The "Revolution Now" website compiles publicly available data and industry reports and presents as user-friendly charts. The point is to illustrate how technology had been breaking records and lowering costs.  

When it comes to electric vehicles, the NRDC hosts easily digestible graphs and pages about the council has worked to improve vehicle efficiency, advance cleaner fuels and promote electric vehicles.

According to its website, the council helped launch the Charge Ahead California initiative to bring one million electric cars, trucks, and buses to the state by 2025. They are pushing for similar initiatives in Oregon, Massachusetts, New York, Rhode Island, Vermont, Connecticut and Maryland. 

A similar report has traditionally been published by the Department of Energy but has since stopped under the Trump administration, according to a statement from the NRDC.

When Trump unveiled the proposed budget in early February, it called for a 65 percent cut in spending for the Office of Energy Efficiency and Renewable Energy, cutting its budget to $ 696 million, Reuters reported.

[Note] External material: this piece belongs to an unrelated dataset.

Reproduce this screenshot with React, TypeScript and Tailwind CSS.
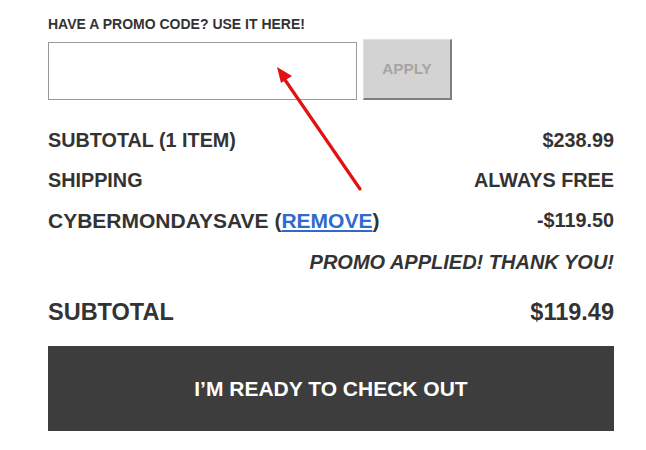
import React from "react";

export default function App() {
  return (
    <div
      className="relative w-[646px] h-[450px] bg-white text-[#333] overflow-hidden"
      style={{ fontFamily: '"Liberation Sans", Arial, sans-serif' }}
    >
      <div className="ml-12 w-[566px] pt-[14px]">
        <div className="h-5 leading-5 text-[14px] font-bold text-[#333]">
          HAVE A PROMO CODE? USE IT HERE!
        </div>
        <div className="mt-[5px] flex items-end gap-[6px]">
          <div className="w-[309px] h-[58px] border border-[#9a9a9a] bg-white" />
          <div className="w-[89px] h-[61px] bg-[#d3d3d3] border-t border-l border-[#e0e0e0] border-r-2 border-b-2 border-r-[#7f7f7f] border-b-[#7f7f7f] flex items-center justify-center text-[15.3px] font-bold text-[#a5a5a5]">
            APPLY
          </div>
        </div>

        <div className="mt-[21px] text-[19.8px] font-bold">
          <div className="h-10 flex items-center justify-between">
            <span>SUBTOTAL (1 ITEM)</span>
            <span>$238.99</span>
          </div>
          <div className="h-10 flex items-center justify-between">
            <span>SHIPPING</span>
            <span>ALWAYS FREE</span>
          </div>
          <div className="h-10 flex items-center justify-between">
            <span className="text-[21px]">
              CYBERMONDAYSAVE (
              <span className="text-[#2f6bcb] underline underline-offset-2">REMOVE</span>)
            </span>
            <span>-$119.50</span>
          </div>
          <div className="h-10 mt-px flex items-center justify-end italic text-[20px]">
            PROMO APPLIED! THANK YOU!
          </div>
        </div>

        <div className="mt-[11px] h-10 flex items-center justify-between text-[23.5px] font-bold">
          <span>SUBTOTAL</span>
          <span>$119.49</span>
        </div>

        <div className="mt-[13px] h-[85px] bg-[#3d3d3d] flex items-center justify-center text-white text-[21px] font-bold">
          I’M READY TO CHECK OUT
        </div>
      </div>

      <svg
        className="absolute left-0 top-0 pointer-events-none"
        width="646"
        height="450"
        viewBox="0 0 646 450"
      >
        <line x1="360" y1="189" x2="283" y2="77" stroke="#e31212" strokeWidth="3.2" strokeLinecap="round" />
        <polygon points="277,67 292,76 281,83" fill="#e31212" />
      </svg>
    </div>
  );
}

According to Nature, the revised budget proposal adds back $120 million to the office but it is unclear how the money would be distributed. The budget also called for more than a 19 percent increase in fossil fuel research and development, to $502 million. 

 “The DOE’s clean energy research and development investments are propelling breakthrough innovations from the lab into our everyday lives,” said Elizabeth Noll, NRDC’s Climate and Clean Energy Program deputy director of congressional and external affairs to Solar Industry Magazine.  “They’re reducing our energy bills, creating local jobs and avoiding the pollution that harms our health and climate.”